Additionally, they resist the downward force your body is putting on the boot. 

They also reinforce the natural arch of your foot and prevent your toes and heel from curving up and the arch from pancaking down. 

Shanks provide your feet with added arch support it needs for work. 

Where Does the Shank Go in Work Boots?

The steel shank is usually sandwiched in between the insole and midsole. 

This means that unless you’ve torn your shoes open, you’ll never actually see the shank.

What Jobs Can Benefit The Most For Steel Shank Boots?

Anyone that carries heavy weights or is required to climb during the course of their work can benefit from a steel shank. 

The shank helps your muscles and bones fight back against gravity and whatever you’re carrying to limit the stress on your body. 

Linemen and loggers are the first professions that come to mind when considering who needs a shank in their boots.

That’s not to say there aren’t other professions that could benefit from steel shanks.

Even some women’s high heel shoes include a steel shank

Truthfully, I had no idea that was the case until doing my research for this article, but it makes perfect sense.

One of the reasons why I love writing about things I thought I knew about is you always learn something new.

Without a steel shank, many shoe styles would simply collapse under the weight and stress of a human body taking part in even the simplest of actions. 

Either that, or the person wearing them would find that their feet, ankles, and legs were much more tired at the end of the day as the stress was absorbed by their body instead of the shank. 

Are All Shanks Made of Steel?

No, shanks come in a variety of different materials. 

In recent years, shanks have most often been made of steel but it is also possible to make them out of leather, TPU, composite materials and even fiberglass.

Plastic technology has advanced to the point where you can rely on a plastic shank just as easily as one made of steel.

What’s Better, Steel or Non-Metallic Shanks?

There’s no hard and fast answer here, as it depends on what you’re looking to achieve. 

If you’re looking for a little additional puncture protection in the thinnest part of your outsole, steel shanks are great. 

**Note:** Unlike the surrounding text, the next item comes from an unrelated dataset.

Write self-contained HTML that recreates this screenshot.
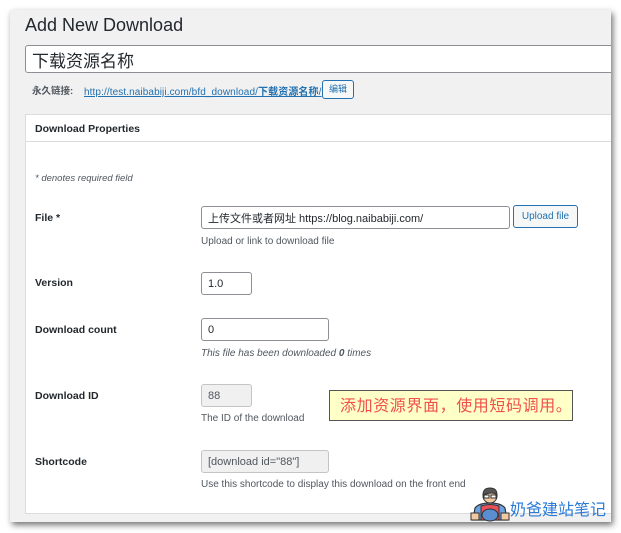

Alternatively, if you want a material that doesn’t react to heat, cold, or electricity, go non-metallic. 

Sometimes people are interested in getting boots completely free of metal, so they choose to avoid the steel toe and steel shank combo and go instead with a composite toe and fiberglass shank.

Is There Anyone That Shouldn’t Get Boots With a Steel Shank?

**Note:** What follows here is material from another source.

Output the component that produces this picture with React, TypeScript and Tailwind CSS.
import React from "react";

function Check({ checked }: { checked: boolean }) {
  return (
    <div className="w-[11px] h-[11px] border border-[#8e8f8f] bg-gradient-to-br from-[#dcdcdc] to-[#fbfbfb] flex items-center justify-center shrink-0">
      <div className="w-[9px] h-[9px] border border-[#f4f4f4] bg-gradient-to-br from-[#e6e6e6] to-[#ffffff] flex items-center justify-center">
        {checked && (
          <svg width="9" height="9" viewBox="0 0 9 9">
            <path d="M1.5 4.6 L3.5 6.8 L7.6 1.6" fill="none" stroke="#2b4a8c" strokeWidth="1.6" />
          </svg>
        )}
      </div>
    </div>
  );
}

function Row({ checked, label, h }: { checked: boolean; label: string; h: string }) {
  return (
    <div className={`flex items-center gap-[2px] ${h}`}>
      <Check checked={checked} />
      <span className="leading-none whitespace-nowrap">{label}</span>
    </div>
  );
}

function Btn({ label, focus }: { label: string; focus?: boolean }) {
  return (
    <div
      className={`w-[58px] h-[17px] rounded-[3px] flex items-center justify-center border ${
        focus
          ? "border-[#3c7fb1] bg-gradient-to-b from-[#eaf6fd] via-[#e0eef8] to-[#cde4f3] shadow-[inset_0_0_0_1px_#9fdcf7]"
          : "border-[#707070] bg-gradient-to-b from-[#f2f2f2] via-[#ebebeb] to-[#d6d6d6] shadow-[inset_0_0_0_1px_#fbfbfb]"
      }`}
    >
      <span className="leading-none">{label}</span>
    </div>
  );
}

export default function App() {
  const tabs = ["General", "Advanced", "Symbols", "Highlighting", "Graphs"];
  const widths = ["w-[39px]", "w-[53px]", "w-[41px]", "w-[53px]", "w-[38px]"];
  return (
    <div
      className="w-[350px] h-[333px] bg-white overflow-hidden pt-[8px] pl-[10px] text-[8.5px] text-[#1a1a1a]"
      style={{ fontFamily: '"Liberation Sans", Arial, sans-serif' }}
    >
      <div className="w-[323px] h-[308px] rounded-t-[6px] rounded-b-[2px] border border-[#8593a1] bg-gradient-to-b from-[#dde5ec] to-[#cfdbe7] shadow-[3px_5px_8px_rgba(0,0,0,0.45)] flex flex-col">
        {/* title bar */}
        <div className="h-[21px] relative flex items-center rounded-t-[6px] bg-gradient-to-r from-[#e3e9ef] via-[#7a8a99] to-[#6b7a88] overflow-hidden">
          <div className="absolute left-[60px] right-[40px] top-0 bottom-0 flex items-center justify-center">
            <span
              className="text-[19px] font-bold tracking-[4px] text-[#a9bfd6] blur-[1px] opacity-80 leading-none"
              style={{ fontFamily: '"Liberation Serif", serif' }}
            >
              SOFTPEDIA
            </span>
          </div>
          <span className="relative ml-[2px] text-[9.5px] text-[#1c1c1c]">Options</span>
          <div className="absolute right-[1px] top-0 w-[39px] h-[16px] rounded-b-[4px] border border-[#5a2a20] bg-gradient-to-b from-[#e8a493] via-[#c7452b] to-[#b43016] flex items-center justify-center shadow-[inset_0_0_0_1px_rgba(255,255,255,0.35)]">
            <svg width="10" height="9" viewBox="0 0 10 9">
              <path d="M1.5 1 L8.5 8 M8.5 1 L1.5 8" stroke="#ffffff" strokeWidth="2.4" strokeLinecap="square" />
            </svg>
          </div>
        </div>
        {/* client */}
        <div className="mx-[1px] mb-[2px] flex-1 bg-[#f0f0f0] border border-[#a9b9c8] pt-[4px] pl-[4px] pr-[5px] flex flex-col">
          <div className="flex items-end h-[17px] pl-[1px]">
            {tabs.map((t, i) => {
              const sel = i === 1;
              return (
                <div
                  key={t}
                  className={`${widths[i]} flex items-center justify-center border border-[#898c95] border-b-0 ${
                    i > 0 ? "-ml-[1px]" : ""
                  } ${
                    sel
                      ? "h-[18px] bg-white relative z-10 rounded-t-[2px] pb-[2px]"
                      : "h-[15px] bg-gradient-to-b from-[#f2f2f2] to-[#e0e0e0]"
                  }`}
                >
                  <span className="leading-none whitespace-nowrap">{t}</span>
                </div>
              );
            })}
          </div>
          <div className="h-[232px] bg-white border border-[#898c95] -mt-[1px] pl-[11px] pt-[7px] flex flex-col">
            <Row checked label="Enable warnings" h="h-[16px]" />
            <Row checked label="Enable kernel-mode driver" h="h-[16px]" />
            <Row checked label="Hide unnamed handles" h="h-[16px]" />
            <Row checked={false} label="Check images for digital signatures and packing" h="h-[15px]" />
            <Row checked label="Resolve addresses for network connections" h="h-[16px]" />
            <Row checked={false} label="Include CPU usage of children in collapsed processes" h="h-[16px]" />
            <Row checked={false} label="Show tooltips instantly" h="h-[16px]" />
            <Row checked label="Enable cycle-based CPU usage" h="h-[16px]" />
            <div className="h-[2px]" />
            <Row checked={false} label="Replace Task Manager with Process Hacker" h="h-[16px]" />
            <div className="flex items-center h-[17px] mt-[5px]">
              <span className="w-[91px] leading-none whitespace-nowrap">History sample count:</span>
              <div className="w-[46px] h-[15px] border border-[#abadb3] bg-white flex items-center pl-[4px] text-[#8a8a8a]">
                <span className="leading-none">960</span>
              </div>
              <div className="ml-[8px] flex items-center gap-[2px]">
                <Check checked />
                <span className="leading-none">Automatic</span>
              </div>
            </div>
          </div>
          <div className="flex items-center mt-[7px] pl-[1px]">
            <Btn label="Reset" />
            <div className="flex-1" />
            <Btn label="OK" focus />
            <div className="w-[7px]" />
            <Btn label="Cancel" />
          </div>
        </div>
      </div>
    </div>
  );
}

Anyone working in extreme temperatures will experience discomfort or even danger from wearing boots with a steel shank. 

I’d also want to highlight that anyone that frequently deals with electricity in their work should avoid steel shanks on the off-chance a current finds its way into your shoe.

Firefighters, workers in arctic or cold weather climates, and anyone that’s required to go through metal detectors at their job should avoid steel shanks. 

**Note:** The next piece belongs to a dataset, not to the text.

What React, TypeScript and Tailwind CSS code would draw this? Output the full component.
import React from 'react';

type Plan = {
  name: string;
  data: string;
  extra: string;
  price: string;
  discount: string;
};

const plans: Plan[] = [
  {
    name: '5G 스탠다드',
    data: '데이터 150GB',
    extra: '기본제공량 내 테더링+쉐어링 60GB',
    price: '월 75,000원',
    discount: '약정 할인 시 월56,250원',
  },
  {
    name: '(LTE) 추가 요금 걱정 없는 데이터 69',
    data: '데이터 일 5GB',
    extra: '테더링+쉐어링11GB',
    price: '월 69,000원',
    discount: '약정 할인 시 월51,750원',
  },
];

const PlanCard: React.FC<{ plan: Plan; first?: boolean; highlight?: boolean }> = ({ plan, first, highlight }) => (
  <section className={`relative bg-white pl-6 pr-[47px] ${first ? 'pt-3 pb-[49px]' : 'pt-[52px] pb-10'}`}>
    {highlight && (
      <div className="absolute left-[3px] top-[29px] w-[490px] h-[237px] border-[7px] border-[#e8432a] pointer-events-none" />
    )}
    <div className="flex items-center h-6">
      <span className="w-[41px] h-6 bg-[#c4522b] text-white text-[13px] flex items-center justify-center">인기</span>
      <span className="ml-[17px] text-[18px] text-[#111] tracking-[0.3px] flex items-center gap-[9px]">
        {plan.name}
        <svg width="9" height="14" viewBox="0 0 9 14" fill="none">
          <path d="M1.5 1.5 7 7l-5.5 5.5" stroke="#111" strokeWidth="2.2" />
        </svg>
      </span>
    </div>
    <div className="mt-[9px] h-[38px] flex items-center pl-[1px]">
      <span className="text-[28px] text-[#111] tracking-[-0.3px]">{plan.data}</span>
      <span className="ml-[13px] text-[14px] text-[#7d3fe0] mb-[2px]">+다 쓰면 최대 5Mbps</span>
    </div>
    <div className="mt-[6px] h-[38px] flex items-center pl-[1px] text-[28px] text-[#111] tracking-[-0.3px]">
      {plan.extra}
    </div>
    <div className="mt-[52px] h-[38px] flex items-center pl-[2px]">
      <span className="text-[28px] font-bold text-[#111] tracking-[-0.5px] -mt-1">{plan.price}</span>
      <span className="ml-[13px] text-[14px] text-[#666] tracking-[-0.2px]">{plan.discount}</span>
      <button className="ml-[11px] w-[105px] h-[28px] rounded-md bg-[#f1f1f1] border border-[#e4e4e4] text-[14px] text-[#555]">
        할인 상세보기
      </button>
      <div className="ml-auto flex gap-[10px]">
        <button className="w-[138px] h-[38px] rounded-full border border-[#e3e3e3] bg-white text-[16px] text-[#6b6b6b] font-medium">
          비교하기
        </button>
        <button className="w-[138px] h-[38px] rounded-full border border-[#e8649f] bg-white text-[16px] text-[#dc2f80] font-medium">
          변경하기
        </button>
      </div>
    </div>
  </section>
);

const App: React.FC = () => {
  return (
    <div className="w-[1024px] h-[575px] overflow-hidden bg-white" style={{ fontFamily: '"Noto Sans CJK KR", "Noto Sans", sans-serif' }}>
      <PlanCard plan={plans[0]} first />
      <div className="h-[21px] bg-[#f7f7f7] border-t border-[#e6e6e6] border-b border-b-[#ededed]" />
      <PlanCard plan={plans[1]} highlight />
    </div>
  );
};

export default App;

The metal detector one is pretty obvious, but why firefighters and arctic workers like Alaskan fisherman?

Although it will take some time, the steel will respond to the extreme temperature if you allow enough exposure. 

This could end up creating a situation where you’ve essentially put a heating or cooling plate right under the most sensitive part of your foot.

In the best cases, this might be uncomfortable, in the worst cases it could actually injure you with burns or hurry along with frostbite. 

Why Do People Still Like Steel Shanks If There Are More Modern Materials?

There are a couple reasons, but the primary one is that steel is a known and trusted material.

Steel has a level of consistency that workers trust more than newer designs that they don’t have a lot of experience with.

Furthermore, the uses of steel are always in a way that demonstrates its strength. 

This is in contrast to a material like fiberglass that workers might have an experience of using in ways that weren’t focused on strength.

Let me be clear: I am not saying that fiberglass isn’t a substantial material for shanks; it is. 

I’m just noting that people think of whatever their last experience with a material is and assume that represents the material in all its uses.

Being from a coastal area where everyone surfs, fiberglass boards can get dinged super easy. 

I don’t think of it as a material for strength because I’ve easily damaged it before. 

Top Boot Brands That Offer Products With Steel Shanks

I can’t think of a single reputable work brand that doesn’t offer at least one style with a shank. 

It’s become a staple of modern boot design so you can count on the most popular work boot brands, and even boutique boot makers to include a steel shank in many of their products. 

If you’re a fan of Timberland, Thursday Boots, Keen, it doesn’t really matter. You’re going to find a steel shank option in their catalog.

Binding It All Together

Steel shanks can be among the most important features for people who really ask the most from their body while at work. 

I highly advise you look into finding a pair of boots with steel shanks if you fall into this category.